§ **EXERCISE**: Scan the records for the string "index"; copy each line where it occurs.

§ **GIVEN RECORDS**:

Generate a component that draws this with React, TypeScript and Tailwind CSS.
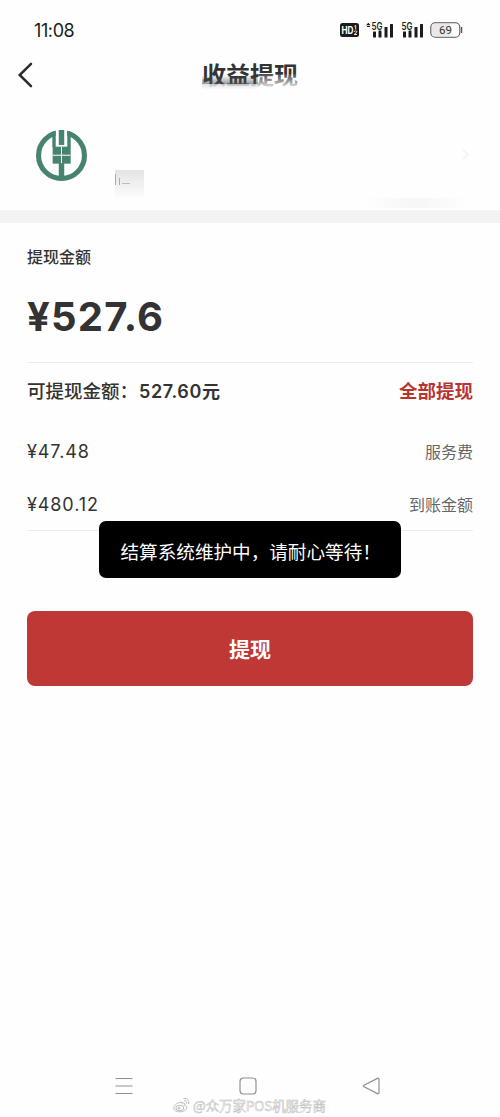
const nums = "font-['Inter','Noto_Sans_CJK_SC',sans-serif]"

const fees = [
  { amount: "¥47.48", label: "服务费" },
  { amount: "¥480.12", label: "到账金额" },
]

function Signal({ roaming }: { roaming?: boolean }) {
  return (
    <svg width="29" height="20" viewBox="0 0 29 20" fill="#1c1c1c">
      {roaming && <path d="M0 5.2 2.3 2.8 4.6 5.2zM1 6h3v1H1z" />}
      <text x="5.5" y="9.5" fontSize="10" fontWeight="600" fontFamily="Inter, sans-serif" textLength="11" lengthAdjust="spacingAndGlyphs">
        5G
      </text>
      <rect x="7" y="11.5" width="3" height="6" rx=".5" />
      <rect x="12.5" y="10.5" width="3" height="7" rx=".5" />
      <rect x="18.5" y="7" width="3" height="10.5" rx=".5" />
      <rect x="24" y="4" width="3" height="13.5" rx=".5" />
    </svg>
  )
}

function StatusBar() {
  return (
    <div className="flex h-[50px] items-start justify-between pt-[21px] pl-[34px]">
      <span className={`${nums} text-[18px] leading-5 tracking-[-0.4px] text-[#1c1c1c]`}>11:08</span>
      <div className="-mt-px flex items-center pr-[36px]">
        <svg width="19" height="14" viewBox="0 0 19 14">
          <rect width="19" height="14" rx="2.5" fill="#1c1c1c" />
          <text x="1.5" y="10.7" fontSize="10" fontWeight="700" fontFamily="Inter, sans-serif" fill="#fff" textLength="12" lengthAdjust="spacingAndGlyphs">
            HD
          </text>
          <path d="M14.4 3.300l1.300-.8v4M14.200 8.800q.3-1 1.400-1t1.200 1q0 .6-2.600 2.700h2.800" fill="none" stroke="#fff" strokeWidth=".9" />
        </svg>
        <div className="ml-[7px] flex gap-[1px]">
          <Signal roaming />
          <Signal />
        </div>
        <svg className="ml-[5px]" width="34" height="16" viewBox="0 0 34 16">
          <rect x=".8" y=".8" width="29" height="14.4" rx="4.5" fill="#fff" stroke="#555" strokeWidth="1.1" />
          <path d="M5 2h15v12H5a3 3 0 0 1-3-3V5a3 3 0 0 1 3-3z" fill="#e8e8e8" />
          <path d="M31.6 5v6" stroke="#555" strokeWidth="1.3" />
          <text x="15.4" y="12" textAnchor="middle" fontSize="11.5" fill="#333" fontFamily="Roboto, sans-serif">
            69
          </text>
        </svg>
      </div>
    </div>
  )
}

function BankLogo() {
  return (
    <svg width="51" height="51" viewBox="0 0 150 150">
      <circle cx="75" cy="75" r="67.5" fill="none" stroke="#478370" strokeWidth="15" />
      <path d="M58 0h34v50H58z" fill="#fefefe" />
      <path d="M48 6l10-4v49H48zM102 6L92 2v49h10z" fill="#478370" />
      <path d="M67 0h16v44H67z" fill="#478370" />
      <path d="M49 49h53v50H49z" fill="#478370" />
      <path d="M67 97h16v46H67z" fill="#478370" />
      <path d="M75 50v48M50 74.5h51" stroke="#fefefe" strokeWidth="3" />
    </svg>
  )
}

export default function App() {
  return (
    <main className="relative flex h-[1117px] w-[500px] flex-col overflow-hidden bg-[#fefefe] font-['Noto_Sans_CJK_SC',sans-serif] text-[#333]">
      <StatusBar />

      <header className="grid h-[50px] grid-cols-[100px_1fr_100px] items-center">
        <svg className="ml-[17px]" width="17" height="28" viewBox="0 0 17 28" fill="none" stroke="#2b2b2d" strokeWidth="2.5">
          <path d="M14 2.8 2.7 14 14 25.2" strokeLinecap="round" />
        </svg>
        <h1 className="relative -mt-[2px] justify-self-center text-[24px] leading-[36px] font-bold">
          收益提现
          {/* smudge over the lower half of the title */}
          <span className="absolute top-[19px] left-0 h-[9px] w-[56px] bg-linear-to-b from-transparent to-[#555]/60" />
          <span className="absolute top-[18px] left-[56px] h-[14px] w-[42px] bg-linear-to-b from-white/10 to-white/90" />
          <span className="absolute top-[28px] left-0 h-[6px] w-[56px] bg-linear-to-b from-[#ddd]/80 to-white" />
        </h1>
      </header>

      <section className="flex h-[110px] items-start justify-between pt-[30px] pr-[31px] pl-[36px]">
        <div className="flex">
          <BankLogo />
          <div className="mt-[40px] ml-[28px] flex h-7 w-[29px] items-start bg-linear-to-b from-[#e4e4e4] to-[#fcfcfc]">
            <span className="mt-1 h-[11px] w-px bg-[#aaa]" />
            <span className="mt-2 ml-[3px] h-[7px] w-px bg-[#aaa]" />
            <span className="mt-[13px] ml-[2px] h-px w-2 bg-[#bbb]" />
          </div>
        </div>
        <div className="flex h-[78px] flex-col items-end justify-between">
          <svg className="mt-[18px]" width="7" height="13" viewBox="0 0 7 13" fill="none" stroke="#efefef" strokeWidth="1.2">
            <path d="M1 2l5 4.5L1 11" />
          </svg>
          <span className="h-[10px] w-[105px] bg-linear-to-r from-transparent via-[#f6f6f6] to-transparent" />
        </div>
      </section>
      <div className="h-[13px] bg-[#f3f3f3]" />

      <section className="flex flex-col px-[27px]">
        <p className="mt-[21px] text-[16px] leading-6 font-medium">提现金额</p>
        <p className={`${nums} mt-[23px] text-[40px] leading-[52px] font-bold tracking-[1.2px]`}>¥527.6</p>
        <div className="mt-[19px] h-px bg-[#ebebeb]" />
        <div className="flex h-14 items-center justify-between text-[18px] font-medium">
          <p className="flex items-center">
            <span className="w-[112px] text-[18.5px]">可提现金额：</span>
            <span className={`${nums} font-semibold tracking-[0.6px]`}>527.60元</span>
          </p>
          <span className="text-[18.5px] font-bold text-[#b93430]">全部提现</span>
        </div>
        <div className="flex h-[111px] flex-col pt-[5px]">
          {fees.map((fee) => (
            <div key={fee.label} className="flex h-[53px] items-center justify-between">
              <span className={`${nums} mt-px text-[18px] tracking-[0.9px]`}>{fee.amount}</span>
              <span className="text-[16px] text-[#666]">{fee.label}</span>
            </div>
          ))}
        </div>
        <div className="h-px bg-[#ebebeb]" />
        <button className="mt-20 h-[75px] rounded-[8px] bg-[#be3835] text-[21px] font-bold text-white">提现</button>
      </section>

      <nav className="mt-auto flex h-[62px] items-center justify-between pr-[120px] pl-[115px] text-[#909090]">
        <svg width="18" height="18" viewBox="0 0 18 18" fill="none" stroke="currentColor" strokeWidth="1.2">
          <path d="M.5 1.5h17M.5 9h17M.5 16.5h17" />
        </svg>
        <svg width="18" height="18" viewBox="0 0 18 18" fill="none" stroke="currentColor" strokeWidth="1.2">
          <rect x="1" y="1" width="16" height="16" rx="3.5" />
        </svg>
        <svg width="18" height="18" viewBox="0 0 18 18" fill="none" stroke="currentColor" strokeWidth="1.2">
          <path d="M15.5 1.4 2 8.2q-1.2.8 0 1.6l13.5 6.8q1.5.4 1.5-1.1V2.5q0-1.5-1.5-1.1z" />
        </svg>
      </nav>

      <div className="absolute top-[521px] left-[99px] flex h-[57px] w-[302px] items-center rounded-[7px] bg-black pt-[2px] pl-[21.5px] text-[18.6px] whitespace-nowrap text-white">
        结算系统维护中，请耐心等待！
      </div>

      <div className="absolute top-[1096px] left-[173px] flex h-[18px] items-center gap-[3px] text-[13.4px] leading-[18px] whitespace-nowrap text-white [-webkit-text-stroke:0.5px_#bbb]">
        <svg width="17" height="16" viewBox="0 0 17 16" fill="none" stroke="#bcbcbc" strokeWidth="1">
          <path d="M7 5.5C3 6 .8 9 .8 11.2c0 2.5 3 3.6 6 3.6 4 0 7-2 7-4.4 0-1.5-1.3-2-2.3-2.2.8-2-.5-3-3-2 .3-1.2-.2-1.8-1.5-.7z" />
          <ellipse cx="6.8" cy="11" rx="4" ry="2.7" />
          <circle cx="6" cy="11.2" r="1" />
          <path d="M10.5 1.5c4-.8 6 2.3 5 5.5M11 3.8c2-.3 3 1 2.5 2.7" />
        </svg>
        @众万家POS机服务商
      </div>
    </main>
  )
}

...

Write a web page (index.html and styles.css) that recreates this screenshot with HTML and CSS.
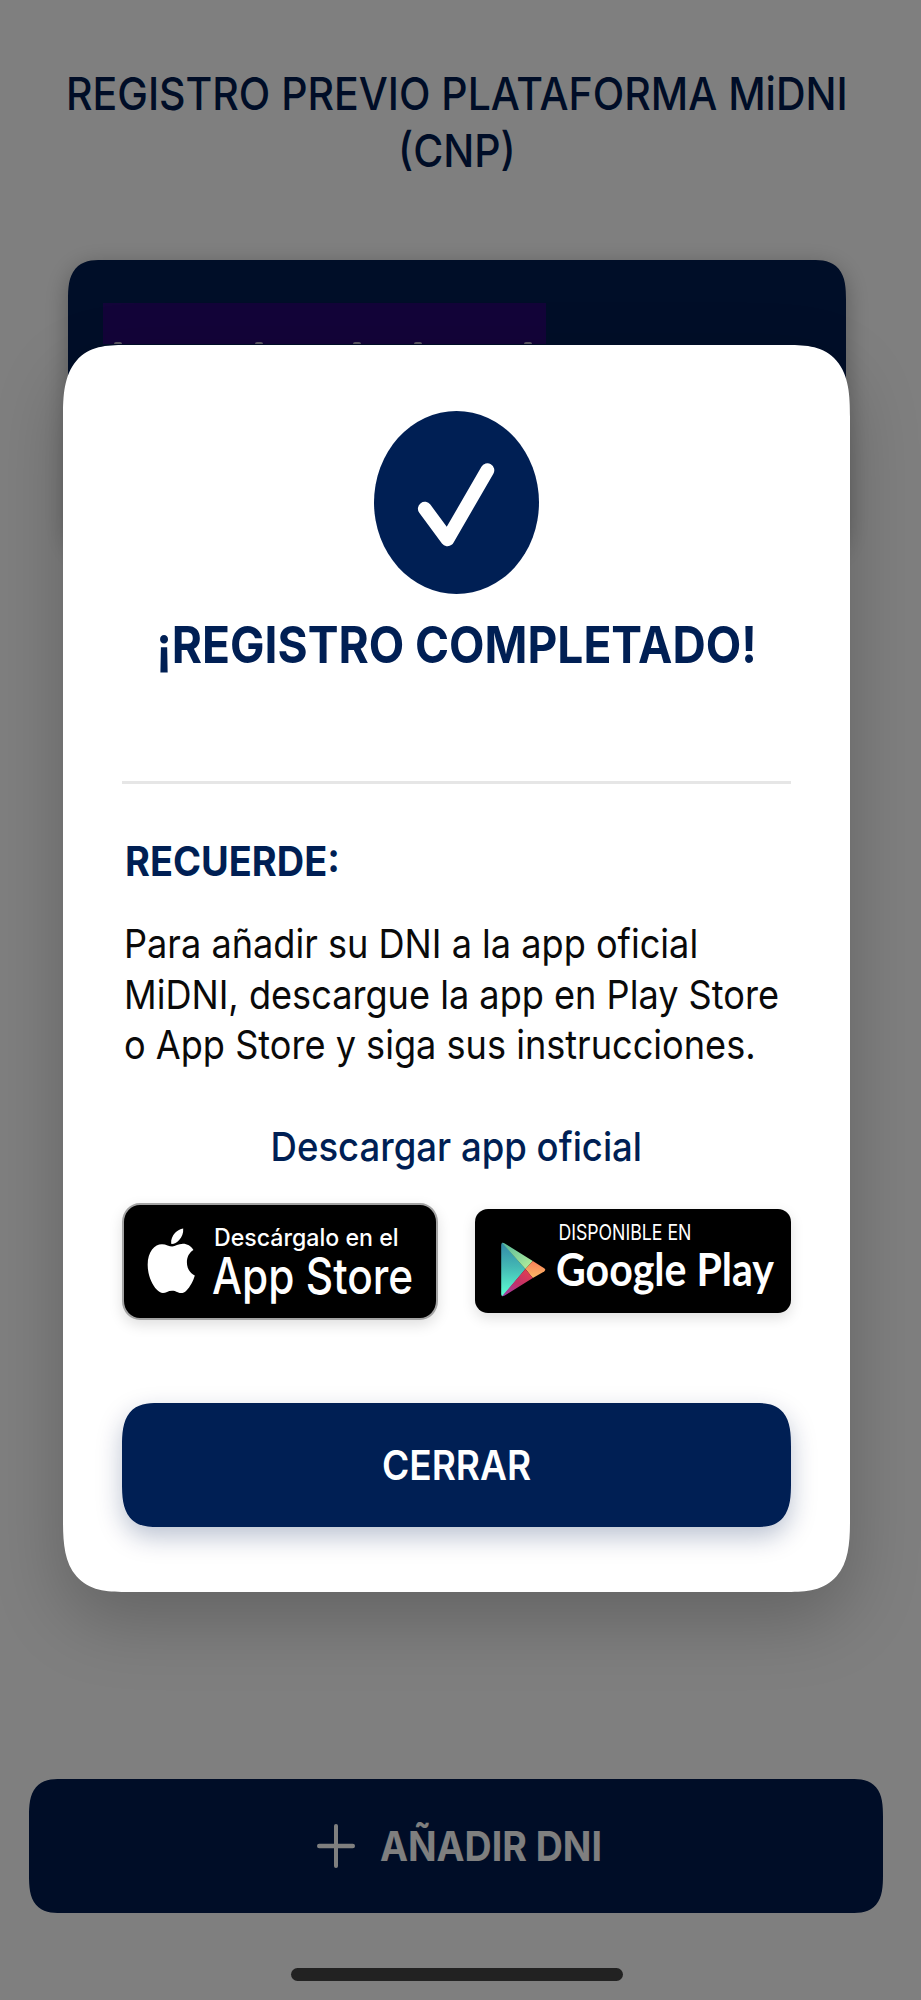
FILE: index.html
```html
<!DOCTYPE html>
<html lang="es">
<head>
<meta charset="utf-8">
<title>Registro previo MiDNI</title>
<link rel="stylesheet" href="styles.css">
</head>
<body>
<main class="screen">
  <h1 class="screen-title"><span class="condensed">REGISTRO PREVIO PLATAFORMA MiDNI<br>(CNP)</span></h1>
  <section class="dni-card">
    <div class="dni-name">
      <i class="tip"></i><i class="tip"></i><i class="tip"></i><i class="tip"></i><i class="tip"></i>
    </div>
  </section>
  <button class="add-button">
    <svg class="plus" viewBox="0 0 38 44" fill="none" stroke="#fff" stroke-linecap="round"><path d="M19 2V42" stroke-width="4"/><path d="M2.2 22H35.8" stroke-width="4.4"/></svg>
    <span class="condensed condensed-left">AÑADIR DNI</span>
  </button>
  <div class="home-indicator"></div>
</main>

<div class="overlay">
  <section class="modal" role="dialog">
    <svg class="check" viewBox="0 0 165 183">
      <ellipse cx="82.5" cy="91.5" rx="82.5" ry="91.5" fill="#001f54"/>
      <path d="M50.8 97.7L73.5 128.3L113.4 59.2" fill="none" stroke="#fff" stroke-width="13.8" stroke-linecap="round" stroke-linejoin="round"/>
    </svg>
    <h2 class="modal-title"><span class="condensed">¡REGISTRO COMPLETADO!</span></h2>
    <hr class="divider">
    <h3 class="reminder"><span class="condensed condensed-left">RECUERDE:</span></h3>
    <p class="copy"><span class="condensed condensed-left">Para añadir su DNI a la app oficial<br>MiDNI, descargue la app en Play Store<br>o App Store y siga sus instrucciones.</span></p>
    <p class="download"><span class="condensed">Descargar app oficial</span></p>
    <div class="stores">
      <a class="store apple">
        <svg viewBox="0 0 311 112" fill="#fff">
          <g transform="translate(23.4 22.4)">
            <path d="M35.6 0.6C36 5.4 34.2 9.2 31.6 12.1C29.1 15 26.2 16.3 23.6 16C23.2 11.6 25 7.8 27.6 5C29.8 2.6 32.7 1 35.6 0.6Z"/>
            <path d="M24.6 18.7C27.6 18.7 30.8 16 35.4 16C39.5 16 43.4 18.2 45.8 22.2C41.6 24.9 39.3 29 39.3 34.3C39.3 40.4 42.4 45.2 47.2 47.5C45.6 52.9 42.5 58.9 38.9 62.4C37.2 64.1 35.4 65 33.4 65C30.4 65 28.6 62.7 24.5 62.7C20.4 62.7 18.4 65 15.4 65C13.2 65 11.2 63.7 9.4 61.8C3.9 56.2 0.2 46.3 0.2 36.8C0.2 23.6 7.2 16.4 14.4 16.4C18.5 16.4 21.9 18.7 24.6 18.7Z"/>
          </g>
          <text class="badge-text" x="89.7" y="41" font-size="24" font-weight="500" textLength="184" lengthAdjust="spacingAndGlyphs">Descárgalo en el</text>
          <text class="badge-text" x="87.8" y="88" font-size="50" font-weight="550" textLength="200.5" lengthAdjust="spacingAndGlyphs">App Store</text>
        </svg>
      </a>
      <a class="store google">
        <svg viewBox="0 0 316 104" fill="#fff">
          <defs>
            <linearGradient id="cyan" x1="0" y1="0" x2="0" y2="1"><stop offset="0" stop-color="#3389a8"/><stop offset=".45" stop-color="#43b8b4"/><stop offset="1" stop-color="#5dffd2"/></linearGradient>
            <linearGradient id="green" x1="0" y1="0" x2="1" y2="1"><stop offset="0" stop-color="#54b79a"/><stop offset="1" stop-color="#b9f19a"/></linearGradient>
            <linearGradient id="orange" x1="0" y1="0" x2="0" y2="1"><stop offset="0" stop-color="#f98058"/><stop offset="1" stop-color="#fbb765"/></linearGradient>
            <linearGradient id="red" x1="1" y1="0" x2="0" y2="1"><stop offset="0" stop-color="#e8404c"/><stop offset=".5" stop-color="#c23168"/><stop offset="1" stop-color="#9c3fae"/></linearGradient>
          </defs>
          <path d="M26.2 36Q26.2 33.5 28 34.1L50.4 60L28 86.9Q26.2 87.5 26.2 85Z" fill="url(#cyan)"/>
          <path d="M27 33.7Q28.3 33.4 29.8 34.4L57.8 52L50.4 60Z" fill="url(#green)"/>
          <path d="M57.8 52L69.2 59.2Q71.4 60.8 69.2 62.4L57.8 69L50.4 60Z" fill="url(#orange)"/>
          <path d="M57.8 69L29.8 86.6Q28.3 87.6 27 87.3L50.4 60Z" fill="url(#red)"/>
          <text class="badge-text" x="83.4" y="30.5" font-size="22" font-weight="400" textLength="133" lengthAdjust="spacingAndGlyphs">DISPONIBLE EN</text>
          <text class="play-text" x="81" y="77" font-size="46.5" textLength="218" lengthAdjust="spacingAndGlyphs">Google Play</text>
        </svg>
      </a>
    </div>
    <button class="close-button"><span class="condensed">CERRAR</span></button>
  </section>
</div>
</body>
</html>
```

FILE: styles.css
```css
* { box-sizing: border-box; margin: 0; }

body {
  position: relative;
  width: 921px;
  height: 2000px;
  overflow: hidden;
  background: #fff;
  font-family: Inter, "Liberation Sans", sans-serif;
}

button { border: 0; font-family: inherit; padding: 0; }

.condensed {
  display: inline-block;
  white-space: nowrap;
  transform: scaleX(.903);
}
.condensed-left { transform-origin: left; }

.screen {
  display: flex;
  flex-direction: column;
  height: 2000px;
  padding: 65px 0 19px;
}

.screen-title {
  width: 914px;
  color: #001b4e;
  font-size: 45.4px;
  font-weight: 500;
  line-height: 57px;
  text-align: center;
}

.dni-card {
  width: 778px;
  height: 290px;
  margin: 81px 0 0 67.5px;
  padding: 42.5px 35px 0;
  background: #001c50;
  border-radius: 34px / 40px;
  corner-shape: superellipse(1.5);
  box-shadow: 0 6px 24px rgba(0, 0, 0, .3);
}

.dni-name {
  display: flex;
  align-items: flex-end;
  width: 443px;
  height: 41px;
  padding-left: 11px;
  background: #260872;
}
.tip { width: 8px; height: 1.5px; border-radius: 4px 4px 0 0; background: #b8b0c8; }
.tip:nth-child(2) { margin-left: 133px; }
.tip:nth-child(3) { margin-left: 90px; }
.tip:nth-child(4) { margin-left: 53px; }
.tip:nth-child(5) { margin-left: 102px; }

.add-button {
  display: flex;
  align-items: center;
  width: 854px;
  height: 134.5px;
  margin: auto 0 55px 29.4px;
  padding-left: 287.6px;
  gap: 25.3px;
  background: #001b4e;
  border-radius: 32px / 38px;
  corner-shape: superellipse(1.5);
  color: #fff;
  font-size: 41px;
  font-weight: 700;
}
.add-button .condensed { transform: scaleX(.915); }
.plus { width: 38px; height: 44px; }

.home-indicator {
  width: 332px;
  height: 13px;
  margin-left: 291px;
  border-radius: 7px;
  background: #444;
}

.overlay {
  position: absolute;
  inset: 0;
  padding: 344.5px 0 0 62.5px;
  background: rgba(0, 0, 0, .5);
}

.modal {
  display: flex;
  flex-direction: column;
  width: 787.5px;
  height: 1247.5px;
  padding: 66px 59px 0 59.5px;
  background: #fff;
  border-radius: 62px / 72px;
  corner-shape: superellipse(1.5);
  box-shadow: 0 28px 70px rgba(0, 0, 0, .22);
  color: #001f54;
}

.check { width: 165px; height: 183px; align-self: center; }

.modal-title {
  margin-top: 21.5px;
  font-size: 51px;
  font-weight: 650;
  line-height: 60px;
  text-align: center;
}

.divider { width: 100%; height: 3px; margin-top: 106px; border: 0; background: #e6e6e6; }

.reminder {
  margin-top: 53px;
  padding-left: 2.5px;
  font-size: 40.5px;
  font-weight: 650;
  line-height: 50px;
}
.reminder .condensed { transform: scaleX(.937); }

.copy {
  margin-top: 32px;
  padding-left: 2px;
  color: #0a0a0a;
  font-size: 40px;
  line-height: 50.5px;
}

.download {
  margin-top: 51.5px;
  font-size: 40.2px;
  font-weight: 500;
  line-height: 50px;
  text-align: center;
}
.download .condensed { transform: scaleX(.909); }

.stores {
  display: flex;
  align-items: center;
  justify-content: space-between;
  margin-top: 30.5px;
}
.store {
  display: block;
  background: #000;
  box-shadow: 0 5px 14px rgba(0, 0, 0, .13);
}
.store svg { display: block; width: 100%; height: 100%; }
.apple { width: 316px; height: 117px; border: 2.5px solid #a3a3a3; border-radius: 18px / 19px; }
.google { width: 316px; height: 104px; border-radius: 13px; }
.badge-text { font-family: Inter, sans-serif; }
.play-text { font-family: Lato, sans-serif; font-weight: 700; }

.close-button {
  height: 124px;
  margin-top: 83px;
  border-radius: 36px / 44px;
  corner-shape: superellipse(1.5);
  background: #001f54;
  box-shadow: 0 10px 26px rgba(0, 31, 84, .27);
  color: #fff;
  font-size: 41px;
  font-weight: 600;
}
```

§ **FINISHED EXERCISE**:
Write a web page (index.html and styles.css) that recreates this screenshot with HTML and CSS.
FILE: index.html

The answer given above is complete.